Пересадка 4. 3 — La vérité surgit de la méprise[68]
Эта пересадка является по–настоящему «гегельянской» — именно поэтому Гегель, человек, предпринявший самую радикальную попытку помыслить бездну безумия, находящуюся в самом сердце субъективности, также привел философскую Систему как совокупность смысла к ее «безумному» завершению. Именно поэтому — и это совершенно оправданно — Гегель, в глазах здравого смысла, является символом того момента, когда философия сошла с ума и разразилась чокнутой претензией на «абсолютное знание». Тем не менее, Гегель здесь имеет в виду нечто куда более тонкое: вовсе не то, что все безумно, но что нормальность, сфера разума, является самоассимиляцией безумия, так же как власть закона — самоассимиляцией преступления. В религиозном триллере Г. К. Честертона «Человек, который был четвергом» загадочный глава суперсекретного подразделения Скотленд–Ярда уверен, «что самому существованию цивилизации скоро будет грозить интеллектуальный заговор»:
Он убежден, что мир науки и мир искусства молчаливо объединились в борьбе против семьи и общества.

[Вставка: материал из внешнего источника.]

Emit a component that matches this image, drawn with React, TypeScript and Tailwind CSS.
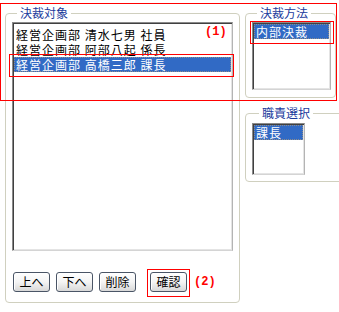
import React from "react";

type ListProps = {
  items: string[];
  selected: number;
  className: string;
};

function ListBox({ items, selected, className }: ListProps) {
  return (
    <div
      className={`border border-t-[#8a8a8a] border-l-[#8a8a8a] border-r-[#b4b4b4] border-b-[#d4d4d4] bg-white p-[1px] shadow-[inset_1px_1px_0_#404040,inset_-1px_-1px_0_#e4e4e4] ${className}`}
    >
      {items.map((item, i) =>
        i === selected ? (
          <div
            key={item}
            className="h-[15px] overflow-hidden whitespace-nowrap bg-[#316ac5] pl-[2px] text-[12px] leading-[15px] tracking-[1px] text-white outline-1 -outline-offset-1 outline-dotted outline-[#8c8c8c]"
          >
            {item}
          </div>
        ) : (
          <div
            key={item}
            className="h-[15px] overflow-hidden whitespace-nowrap pl-[2px] text-[12px] leading-[15px] tracking-[1px]"
          >
            {item}
          </div>
        )
      )}
    </div>
  );
}

function XpButton({ label }: { label: string }) {
  return (
    <button
      type="button"
      className="h-[20px] w-[37px] rounded-[3px] border border-[#4a5566] bg-linear-to-b from-white via-[#f4f4f4] to-[#d8d8d8] text-[12px] leading-[18px] text-black shadow-[inset_1px_1px_0_#ffffff]"
    >
      {label}
    </button>
  );
}

export default function App() {
  return (
    <div className="relative h-[312px] w-[339px] overflow-hidden bg-white font-['Noto_Sans_CJK_JP','Noto_Sans',sans-serif] text-[12px] text-black">
      <div className="flex gap-[5px] pl-[5px] pt-[6px]">
        {/* 決裁対象 */}
        <fieldset className="h-[297px] w-[235px] shrink-0 rounded-[4px] border border-[#d0d0bf] px-[6px]">
          <legend className="ml-[5px] px-[3px] text-[12px] leading-[14px] text-[#1a3a9c]">
            決裁対象
          </legend>

          <ListBox
            className="mt-[2px] h-[229px] w-[221px] pt-[4px]"
            items={[
              "経営企画部 清水七男 社員",
              "経営企画部 阿部八起 係長",
              "経営企画部 高橋三郎 課長",
            ]}
            selected={2}
          />

          <div className="ml-[1px] mt-[21px] flex h-[20px] items-start">
            <XpButton label="上へ" />
            <div className="ml-[6px]">
              <XpButton label="下へ" />
            </div>
            <div className="ml-[6px]">
              <XpButton label="削除" />
            </div>
            <div className="-mt-[3px] ml-[11px] border border-[#ff0000] px-[2px] pb-[4px] pt-[2px]">
              <XpButton label="確認" />
            </div>
            <span className="ml-[4px] mt-[3px] font-['Liberation_Mono',monospace] text-[12px] font-bold leading-[14px] text-[#ff0000]">
              (2)
            </span>
          </div>
        </fieldset>

        <div className="flex flex-col">
          {/* 決裁方法 */}
          <fieldset className="h-[92px] w-[91px] rounded-[4px] border border-[#d0d0bf] pl-[6px]">
            <legend className="ml-[5px] px-[3px] text-[12px] leading-[14px] text-[#1a3a9c]">
              決裁方法
            </legend>
            <ListBox
              className="mt-[2px] h-[68px] w-[79px]"
              items={["内部決裁"]}
              selected={0}
            />
          </fieldset>

          {/* 職責選択 */}
          <fieldset className="mt-[8px] h-[76px] w-[100px] rounded-[4px] border border-[#d0d0bf] pl-[6px]">
            <legend className="ml-[7px] px-[3px] text-[12px] leading-[14px] text-[#1a3a9c]">
              職責選択
            </legend>
            <ListBox
              className="mt-[3px] h-[52px] w-[53px]"
              items={["課長"]}
              selected={0}
            />
          </fieldset>
        </div>
      </div>

      {/* annotations */}
      <div className="pointer-events-none absolute left-0 top-[3px] h-[98px] w-[337px] border border-[#ff0000]" />
      <div className="pointer-events-none absolute left-[9px] top-[54px] h-[23px] w-[225px] border border-[#ff0000]" />
      <div className="pointer-events-none absolute left-[250px] top-[21px] h-[23px] w-[84px] border border-[#ff0000]" />
      <span className="absolute left-[205px] top-[25px] font-['Liberation_Mono',monospace] text-[12px] font-bold leading-[14px] text-[#ff0000]">
        (1)
      </span>
    </div>
  );
}
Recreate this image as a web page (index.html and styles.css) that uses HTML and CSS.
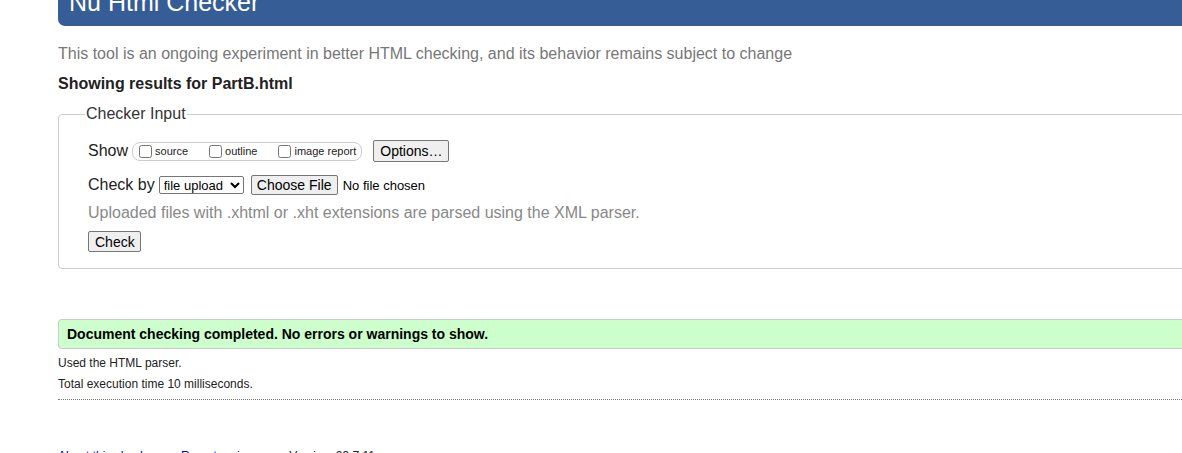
FILE: index.html
```html
<!DOCTYPE html>
<html>
<head>
<meta charset="utf-8">
<title>Nu Html Checker</title>
<link rel="stylesheet" href="styles.css">
</head>
<body>
<div class="page">
  <h1 class="title">Nu Html Checker</h1>
  <p class="intro">This tool is an ongoing experiment in better HTML checking, and its behavior remains subject to change</p>
  <p class="results">Showing results for PartB.html</p>
  <fieldset class="input">
    <legend class="legend">Checker Input</legend>
    <div class="row row-show">
      <span class="label">Show</span>
      <span class="group">
        <label class="opt"><input type="checkbox" class="cb">source</label>
        <label class="opt"><input type="checkbox" class="cb">outline</label>
        <label class="opt last"><input type="checkbox" class="cb">image report</label>
      </span>
      <button class="btn btn-options" type="button">Options…</button>
    </div>
    <div class="row row-check">
      <span class="label">Check by</span>
      <select class="select"><option>file upload</option></select>
      <button class="btn btn-file" type="button">Choose File</button>
      <span class="nofile">No file chosen</span>
    </div>
    <p class="hint">Uploaded files with .xhtml or .xht extensions are parsed using the XML parser.</p>
    <div class="row row-submit">
      <button class="btn btn-check" type="button">Check</button>
    </div>
  </fieldset>
  <div class="success">Document checking completed. No errors or warnings to show.</div>
  <p class="details">Used the HTML parser.</p>
  <p class="details">Total execution time 10 milliseconds.</p>
  <hr class="sep">
  <p class="footer"><a class="link">About this checker</a><span class="dot">•</span><a class="link">Report an issue</a><span class="dot">•</span>Version: 23.7.11</p>
</div>
</body>
</html>
```

FILE: styles.css
```css
html {
  overflow: hidden;
}
body {
  margin: 0;
  font-family: "Liberation Sans", Arial, sans-serif;
  color: #222;
  background: #fff;
}
.page {
  margin-left: 58px;
  width: 1200px;
}
.title {
  margin: -10px 0 0 0;
  padding: 0 11px 11px;
  background: #365d95;
  color: #fff;
  font-size: 25px;
  line-height: 25px;
  font-weight: normal;
  border-radius: 0 0 0 7px;
}
.intro {
  margin: 19px 0 0;
  font-size: 16px;
  line-height: 18px;
  color: #777;
}
.results {
  margin: 12px 0 0;
  font-size: 16px;
  line-height: 18px;
  font-weight: bold;
}
.input {
  margin: 12px 0 0;
  padding: 17px 29px 16px;
  border: 1px solid #ccc;
  border-radius: 4px;
  min-width: 0;
}
.legend {
  padding: 0 1px;
  margin-left: -3px;
  font-size: 16px;
  line-height: 18px;
  color: #333;
}
.row {
  display: flex;
  align-items: center;
}
.row-show {
  height: 22px;
}
.row-check {
  height: 22px;
  margin-top: 12px;
}
.row-submit {
  margin-top: 9px;
  height: 21px;
}
.label {
  font-size: 16px;
  line-height: 18px;
  color: #222;
}
.group {
  display: flex;
  align-items: center;
  margin-left: 4px;
  height: 17px;
  padding: 0 5px 0 2px;
  border: 1px solid #ccc;
  border-radius: 8px;
}
.opt {
  display: flex;
  align-items: center;
  font-size: 11px;
  margin-right: 17px;
  color: #222;
}
.opt.last {
  margin-right: 0;
}
.cb {
  width: 13px;
  height: 13px;
  margin: 1px 3px 0 4px;
}
.btn {
  font-family: "Liberation Sans", Arial, sans-serif;
  font-size: 14px;
  background: #efefef;
  border: 1px solid #767676;
  border-radius: 2px;
  color: #000;
  padding: 0 6px;
  height: 21px;
  white-space: nowrap;
}
.btn-options {
  margin-left: 11px;
  width: 76px;
  height: 22px;
}
.select {
  font-family: "Liberation Sans", Arial, sans-serif;
  font-size: 13px;
  height: 18px;
  width: 85px;
  margin-left: 4px;
  padding: 0;
  border: 1px solid #767676;
  border-radius: 2px;
  background: #fff;
  color: #000;
}
.btn-file {
  margin-left: 7px;
  width: 87px;
  padding: 0 4px;
  height: 20px;
}
.nofile {
  margin-left: 5px;
  font-size: 13px;
  color: #000;
}
.hint {
  margin: 8px 0 0;
  font-size: 16px;
  line-height: 18px;
  color: #888;
}
.btn-check {
  width: 53px;
}
.success {
  margin-top: 50px;
  height: 28px;
  line-height: 28px;
  padding-left: 8px;
  background: #ccffcc;
  border: 1px solid #ccc;
  border-right: none;
  border-radius: 4px 0 0 4px;
  font-size: 14px;
  font-weight: bold;
  color: #000;
}
.details {
  margin: 7px 0 0;
  font-size: 12px;
  line-height: 15px;
  color: #222;
}
.details + .details {
  margin-top: 6px;
}
.sep {
  margin: 7px 0 0;
  border: none;
  border-top: 1px dotted #777;
  height: 0;
}
.footer {
  margin: 49px 0 0;
  font-size: 12px;
  line-height: 15px;
  color: #222;
}
.dot {
  margin: 0 10px;
}
.link {
  color: #00c;
}
```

Поэтому он образовал особый отряд полицейских, которые к тому же и философы. Они обязаны отыскивать зачатки заговора не только в преступных деяниях, но и в простых беседах. <…> Работа полицейского–философа <…> требует и большей смелости, и большей тонкости, чем работа обычного сыщика. Сыщик ходит по харчевням, чтобы ловить воров; мы ходим на изысканные приемы, чтобы уловить самый дух пессимизма. Сыщик узнает из дневника или счетной книги, что преступление совершилось. Мы узнаем из сборника сонетов, что преступление совершится. Нам надо проследить, откуда идут те страшные идеи, которые в конечном счете приводят к нетерпимости и преступлениям разума[69].
В немного видоизмененной версии этой идеи настоящее политическое преступление назвали бы «тоталитаризмом», а философское преступление свелось бы к понятию «тотальности» [ «totality»]. От философского понятия тотальности ведет прямая дорога к политическому тоталитаризму, и задача «философской полиции — открыть на основании книги диалогов Платона или трактата об общественном договоре Руссо, что будет совершено политическое преступление. Обыкновенный следователь, занимающийся политическими преступлениями, посещает тайные мероприятия, чтобы арестовать революционеров; философский следователь посещает философские симпозиумы, чтобы поймать сторонников тотальности. Обыкновенный следователь по борьбе с терроризмом пытается вычислить тех, кто собирается взорвать дома и мосты; философский следователь пытается вычислить тех, кто собирается деконструировать религиозные и моральные устои общества.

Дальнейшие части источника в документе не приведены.